DR. ARTHUR KANTROWITZ is Vice President of the Avco Corp. and Director of the Avco-Everett Research Laboratory at Everett, Mass. A native New Yorker, he received his doctorate in physics from Columbia University. He is known for his research in physics of gases and for his pioneering applications of shock tubes to gas problems.
AIR MARSHAL C. ROY SLEMON, Royal Canadian Air Force, is Deputy Commander in Chief, North American Air Defense Command, and former Chief of Staff of the RCAF. Air Marshal Slemon has served continuously with the RCAF since its creation in 1924. During World War II, he organized the all‑Canadian Bomber Group and was Deputy Air Officer and Commander in Chief of the RCAF overseas.

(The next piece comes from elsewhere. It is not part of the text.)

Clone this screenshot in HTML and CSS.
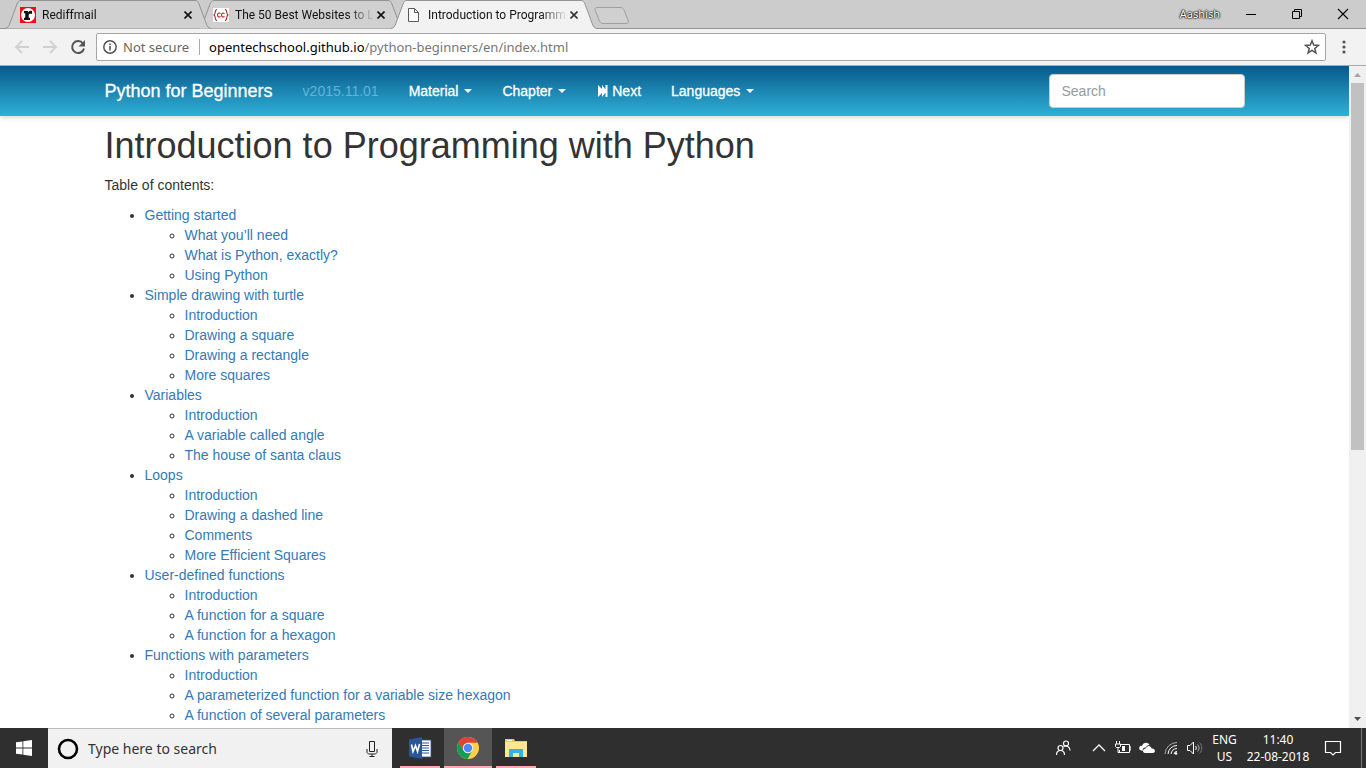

DR. EDWARD C. WELSH IS Executive Secretary of the National Aeronautics and Space Council, top advisory policy group on space policy to the President, chaired by the Vice President. A native of New Jersey, Dr. Welsh holds a Ph.D. in economics from Ohio State University. He has held a number of high government economic posts and is recognized as a leading architect of the postwar Japanese recovery. He has also taught economics on the university level. For a number of years he was associated with Sen. Stuart Symington, and played significant roles in congressional inquiries into defense posture.
GEN. BERNARD A. SCHRIEVER, USAF, German-born and Texas-raised, is Commander of the Air Force Systems Command, and was chief of the Air Force ballistic missile development program during the mid-and late-fifties. He holds a degree in aeronautical engineering from Stanford University and served in the Southwest Pacific during World War II.